First a hearty “Welcome Freshmen”!!! Woo hoo! Today unearthed lumbering hordes of wandering newbies with zombie looks and thumbs inserted significantly up their clueless arses traversing our lovely campus as they obtained schedules, investigated college clubs, checked out nearby vendors and enjoyed a juicy hot dog complete with all the trimmings. They can’t miss faculty and staff as we flaunt our clonelike t-shirts that boldly proclaim today FRESHMAN ORIENTATION ’06. (Can I get an amen?) The phones are ringing off the wall and at this point I don’t think I could recite my name, but nothing beats the countdown to a brand spanking new fresh fall semester! Forgive the short posts but utter pandemonium has reigned this entire week and it gets worse next week when classes commence. To make up for my lack of eloquent posting, I plan to mo-blog at a cultured function I will attend this evening. I have packed my folding chair and nippy bottle along with some dry Blackberry and Spiced Wine lovingly produced at Wyldewood Cellars Winery in Mulvane, Kansas, so come along with me as I share my delicious vino and fill you in on exciting and interesting tidbits here at Ground Zero. :)

I love Barbie so I’m finishing off the workweek with this…

The Topfive.com’s 5 Uses for 4,000 Barbie Dolls

5> Enough pins for 400 lanes of bimbo bowling!

4> Just in case Lindsay Lohan's case goes to trial, we'll have a jury pool of her peers ready.

3> Biggest audience ever for the talk show you co-host with your cat, Mr. Fluffles.

2> "Allah be praised! The 72 virgins are falling from heaven to us!"
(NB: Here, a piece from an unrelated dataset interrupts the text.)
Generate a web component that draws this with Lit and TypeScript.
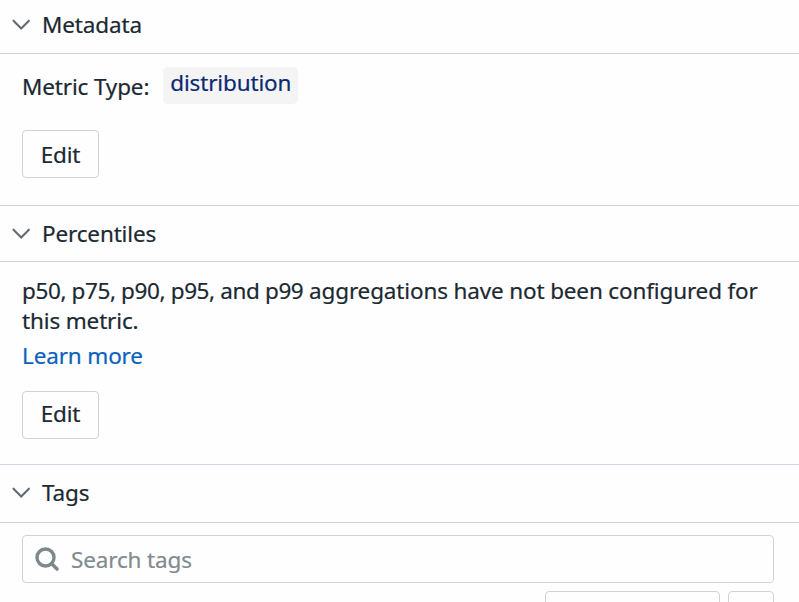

1> Emergency airdrops to areas where young girls are woefully confident in their own body shapes.

TGIF darlings,
circe

Insurance... Day Four

Her Majesty, The Most Unpleasant Sarah, called me back concerning my refund from my homeowners insurance policy. I called and left her a message yesterday with the whole long story of how i'm getting screwed.
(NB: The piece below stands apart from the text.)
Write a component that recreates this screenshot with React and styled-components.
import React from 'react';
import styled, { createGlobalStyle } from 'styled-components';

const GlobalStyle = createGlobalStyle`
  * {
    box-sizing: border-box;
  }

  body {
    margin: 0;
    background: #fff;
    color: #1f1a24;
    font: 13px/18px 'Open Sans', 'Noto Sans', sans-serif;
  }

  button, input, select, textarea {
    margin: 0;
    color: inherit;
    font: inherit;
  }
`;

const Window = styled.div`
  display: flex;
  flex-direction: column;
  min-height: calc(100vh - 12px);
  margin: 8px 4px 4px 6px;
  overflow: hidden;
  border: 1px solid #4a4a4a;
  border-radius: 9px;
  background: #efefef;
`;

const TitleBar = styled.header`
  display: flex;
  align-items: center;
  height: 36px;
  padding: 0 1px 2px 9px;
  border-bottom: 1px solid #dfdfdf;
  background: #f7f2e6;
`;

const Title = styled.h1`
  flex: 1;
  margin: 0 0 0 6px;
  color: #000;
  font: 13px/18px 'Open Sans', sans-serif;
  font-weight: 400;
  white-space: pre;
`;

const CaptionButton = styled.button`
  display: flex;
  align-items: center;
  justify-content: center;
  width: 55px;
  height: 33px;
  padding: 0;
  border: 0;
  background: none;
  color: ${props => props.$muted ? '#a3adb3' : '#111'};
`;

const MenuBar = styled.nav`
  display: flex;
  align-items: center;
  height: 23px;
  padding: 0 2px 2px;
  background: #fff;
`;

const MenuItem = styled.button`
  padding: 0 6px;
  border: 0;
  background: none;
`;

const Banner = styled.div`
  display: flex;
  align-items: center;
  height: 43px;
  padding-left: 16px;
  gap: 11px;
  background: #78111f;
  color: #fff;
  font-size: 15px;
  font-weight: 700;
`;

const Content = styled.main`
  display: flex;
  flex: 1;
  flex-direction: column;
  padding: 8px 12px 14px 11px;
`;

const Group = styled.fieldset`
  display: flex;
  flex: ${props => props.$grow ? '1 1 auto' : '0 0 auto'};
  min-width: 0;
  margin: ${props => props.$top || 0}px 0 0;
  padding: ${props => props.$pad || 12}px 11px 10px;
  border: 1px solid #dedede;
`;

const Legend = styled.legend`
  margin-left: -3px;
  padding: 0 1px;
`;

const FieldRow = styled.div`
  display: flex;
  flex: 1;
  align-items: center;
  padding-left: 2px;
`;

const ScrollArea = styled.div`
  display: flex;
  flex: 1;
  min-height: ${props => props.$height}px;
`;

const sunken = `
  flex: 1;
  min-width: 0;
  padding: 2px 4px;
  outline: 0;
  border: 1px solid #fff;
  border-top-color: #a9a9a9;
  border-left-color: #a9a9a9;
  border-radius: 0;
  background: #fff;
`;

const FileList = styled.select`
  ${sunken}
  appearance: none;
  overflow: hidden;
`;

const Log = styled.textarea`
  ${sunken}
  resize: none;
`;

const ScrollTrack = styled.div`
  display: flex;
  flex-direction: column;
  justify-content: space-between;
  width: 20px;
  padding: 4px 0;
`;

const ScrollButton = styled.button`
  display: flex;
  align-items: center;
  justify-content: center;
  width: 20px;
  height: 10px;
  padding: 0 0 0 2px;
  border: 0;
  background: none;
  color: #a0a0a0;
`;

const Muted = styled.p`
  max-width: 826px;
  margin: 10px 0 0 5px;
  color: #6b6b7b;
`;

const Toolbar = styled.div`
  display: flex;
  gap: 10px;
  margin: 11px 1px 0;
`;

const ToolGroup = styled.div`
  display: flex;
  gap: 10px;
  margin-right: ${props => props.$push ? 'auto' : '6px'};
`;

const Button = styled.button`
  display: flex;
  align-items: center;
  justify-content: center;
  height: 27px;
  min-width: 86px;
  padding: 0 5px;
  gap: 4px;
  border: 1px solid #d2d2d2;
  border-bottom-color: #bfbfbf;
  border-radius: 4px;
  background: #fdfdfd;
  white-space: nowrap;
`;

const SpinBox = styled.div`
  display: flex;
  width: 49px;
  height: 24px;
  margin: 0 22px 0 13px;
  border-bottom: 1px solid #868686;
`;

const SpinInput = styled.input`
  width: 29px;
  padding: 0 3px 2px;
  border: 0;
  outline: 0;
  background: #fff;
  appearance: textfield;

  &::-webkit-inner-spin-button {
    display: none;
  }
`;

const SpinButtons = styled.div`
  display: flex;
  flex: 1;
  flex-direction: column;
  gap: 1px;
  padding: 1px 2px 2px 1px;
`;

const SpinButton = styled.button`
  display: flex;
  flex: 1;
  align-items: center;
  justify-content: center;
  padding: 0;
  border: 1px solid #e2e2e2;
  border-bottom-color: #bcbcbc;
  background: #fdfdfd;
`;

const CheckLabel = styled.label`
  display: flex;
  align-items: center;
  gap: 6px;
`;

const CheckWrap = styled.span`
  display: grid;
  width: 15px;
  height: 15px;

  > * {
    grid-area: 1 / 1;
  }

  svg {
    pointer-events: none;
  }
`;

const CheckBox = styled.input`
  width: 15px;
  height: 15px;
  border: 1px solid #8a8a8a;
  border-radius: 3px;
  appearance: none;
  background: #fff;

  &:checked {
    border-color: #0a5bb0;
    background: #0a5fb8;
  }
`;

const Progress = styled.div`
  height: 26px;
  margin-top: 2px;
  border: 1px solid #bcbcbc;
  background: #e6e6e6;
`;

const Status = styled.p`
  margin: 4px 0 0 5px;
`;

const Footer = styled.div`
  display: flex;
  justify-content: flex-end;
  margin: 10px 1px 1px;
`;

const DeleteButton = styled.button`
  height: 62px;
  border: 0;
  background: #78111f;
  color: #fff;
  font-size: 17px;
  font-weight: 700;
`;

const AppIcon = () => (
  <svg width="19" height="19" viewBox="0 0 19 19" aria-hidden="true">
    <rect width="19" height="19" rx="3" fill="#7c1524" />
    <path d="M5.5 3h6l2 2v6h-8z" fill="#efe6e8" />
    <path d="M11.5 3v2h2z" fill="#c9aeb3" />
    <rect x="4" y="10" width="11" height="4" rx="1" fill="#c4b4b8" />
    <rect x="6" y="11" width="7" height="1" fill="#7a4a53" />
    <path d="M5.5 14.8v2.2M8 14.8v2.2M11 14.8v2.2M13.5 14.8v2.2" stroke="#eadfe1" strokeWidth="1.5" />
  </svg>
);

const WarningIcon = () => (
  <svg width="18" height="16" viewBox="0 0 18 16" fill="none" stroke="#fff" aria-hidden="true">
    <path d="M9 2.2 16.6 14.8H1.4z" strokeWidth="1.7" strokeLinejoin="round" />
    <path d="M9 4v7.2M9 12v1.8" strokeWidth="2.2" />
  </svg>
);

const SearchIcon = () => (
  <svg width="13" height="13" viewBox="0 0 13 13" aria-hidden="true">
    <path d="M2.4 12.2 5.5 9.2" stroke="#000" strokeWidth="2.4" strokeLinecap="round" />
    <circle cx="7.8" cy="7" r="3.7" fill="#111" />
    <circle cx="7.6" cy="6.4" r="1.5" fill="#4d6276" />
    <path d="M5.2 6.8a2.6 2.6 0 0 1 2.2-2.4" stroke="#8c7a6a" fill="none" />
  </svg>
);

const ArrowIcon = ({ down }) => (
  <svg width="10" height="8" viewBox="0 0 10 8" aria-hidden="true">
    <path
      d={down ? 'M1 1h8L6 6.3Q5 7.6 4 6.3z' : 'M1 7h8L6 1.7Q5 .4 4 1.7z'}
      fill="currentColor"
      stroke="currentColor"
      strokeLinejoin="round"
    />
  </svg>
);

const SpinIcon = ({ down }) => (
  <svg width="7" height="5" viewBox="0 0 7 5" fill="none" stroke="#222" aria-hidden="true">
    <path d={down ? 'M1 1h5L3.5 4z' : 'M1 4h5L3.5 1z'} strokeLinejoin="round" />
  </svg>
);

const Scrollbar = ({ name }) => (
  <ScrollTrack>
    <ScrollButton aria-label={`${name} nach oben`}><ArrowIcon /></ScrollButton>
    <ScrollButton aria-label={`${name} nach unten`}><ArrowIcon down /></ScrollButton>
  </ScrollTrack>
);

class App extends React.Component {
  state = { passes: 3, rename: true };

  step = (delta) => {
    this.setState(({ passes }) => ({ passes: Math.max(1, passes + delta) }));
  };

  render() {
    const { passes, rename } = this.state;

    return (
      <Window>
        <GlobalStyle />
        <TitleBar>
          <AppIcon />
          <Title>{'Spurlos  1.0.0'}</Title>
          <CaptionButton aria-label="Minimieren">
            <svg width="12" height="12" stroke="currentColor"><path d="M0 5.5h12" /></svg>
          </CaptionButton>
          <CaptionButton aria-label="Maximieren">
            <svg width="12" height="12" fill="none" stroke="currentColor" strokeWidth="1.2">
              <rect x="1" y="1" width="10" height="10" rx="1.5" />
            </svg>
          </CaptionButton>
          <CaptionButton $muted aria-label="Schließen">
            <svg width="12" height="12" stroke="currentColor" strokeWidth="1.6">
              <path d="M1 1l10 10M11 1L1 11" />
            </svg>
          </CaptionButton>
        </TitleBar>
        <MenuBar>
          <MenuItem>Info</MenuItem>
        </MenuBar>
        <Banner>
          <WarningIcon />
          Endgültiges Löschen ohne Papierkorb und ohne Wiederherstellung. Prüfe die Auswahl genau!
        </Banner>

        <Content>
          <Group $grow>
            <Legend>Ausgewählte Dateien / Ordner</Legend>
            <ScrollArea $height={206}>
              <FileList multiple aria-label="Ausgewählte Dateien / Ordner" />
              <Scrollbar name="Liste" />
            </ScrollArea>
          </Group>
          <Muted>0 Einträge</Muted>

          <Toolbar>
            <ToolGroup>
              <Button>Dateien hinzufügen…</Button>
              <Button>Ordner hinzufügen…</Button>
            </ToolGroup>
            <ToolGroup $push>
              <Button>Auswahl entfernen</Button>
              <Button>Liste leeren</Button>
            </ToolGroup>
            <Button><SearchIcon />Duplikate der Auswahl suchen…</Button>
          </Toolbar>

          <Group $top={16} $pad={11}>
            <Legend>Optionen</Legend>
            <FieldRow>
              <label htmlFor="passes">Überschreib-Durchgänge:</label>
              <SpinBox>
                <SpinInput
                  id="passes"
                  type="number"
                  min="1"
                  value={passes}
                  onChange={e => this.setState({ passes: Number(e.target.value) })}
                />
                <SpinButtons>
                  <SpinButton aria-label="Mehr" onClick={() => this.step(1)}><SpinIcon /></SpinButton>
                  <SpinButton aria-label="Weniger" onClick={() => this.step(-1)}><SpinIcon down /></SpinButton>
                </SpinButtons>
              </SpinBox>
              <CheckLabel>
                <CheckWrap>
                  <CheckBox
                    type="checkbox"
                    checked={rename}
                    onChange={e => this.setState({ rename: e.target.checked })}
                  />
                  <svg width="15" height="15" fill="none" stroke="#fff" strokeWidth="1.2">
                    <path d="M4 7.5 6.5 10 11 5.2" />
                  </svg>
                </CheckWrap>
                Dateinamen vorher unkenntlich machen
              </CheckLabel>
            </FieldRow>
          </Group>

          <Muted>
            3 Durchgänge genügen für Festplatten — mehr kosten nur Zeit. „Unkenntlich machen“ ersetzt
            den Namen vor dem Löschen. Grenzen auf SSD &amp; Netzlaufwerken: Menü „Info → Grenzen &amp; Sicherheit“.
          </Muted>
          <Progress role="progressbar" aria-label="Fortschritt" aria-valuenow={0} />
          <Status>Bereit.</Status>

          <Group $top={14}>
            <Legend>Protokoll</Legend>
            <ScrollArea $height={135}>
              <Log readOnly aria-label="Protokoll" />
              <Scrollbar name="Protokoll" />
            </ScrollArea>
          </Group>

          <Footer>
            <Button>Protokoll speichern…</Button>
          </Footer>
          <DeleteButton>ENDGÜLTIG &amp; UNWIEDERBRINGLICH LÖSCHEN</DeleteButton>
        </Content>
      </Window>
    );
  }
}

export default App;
Her message stated: We stopped payment on your $6 refund check because you stopped payment on your June 27 auto draft. There has been a new refund issued to you in the amount of $17 and the records show you should be receiving that shortly. I dont see where you should be owed another $97 in refund, so I'm not sure where you are getting that. I believe we've refunded all you are entitled to. If you have further questions you can reach me at blah blah blah.

Yeah, I stopped payment on that June draft... why the heck wouldnt I!? They even tried to draft my bank account again at the end of July! I'm surprised that I got the payment stopped in time. I just called my bank to see if the deposit had been made back to my account and sure enough, it was deposited back. Hallelujia! The reason why I was owed that money was because I thought they'd received the payment... nowhere has anyone tried to tell me any different.
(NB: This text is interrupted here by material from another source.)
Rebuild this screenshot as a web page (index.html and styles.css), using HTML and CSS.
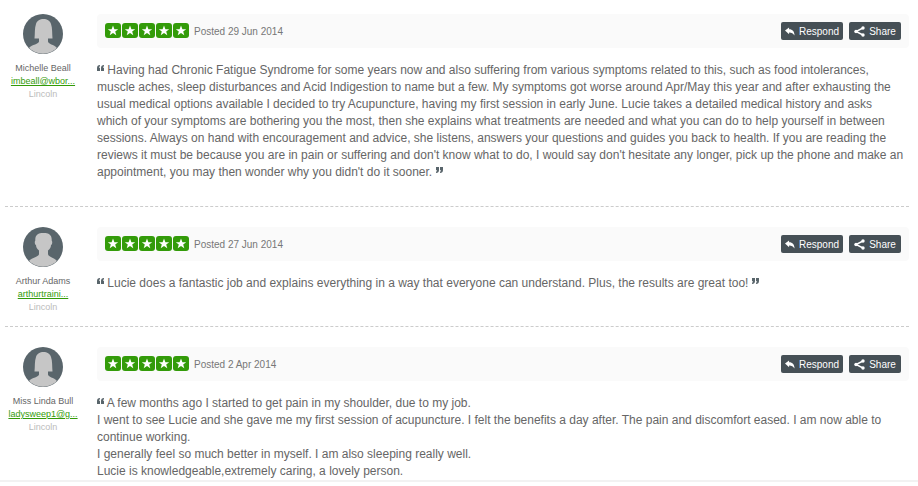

AND if they are sending me a $17 refund.... guess I was right again. They did owe me more than $6.

I'd love to reach thru that phone and biatch slap some people.

I'm all happy now... and its Friday!!!

Thursday, August 17, 2006

Our Goal



We exchanged the incomplete basketball goal stuff for a more complete package today and right after dinner Richard and C headed outside to start putting it together. They'd been out an awfully long time, so I decided to check on them (grabbed my camera too because you just never know when there might be a kodak moment and I sensed one was happening).

I was right. C was 'supervising' the work. Plopped in a lounge chair. Not only has it gotten dark on them, its hot and muggy and the instructions in the manual aren't right. On one page it tells you to do one thing, on the next it reverses it.

Lots of frustration... so I nabbed a few pics and ran back in the house just like a good wifey would do :)

Nothing but Rim

I just thought...

Last night we went to Academy to purchase a basketball goal for our house. We all like to go outside and play Pig or a little one-on-one and this is the one thing we've really missed from our old house. We make the purchase and load the goods up in the MM and take off across town to our house.

We unload the box and start pulling the pieces out. We have the backboard, the net and rim, the base, some hardware of some sort... but something seems odd. No poles. Well @#$%! We get to wondering if maybe they were an extra item. We pull the instructions out and start digging around for the parts list. Sure enough.... right there it says 'includes poles'. DAGNABIT!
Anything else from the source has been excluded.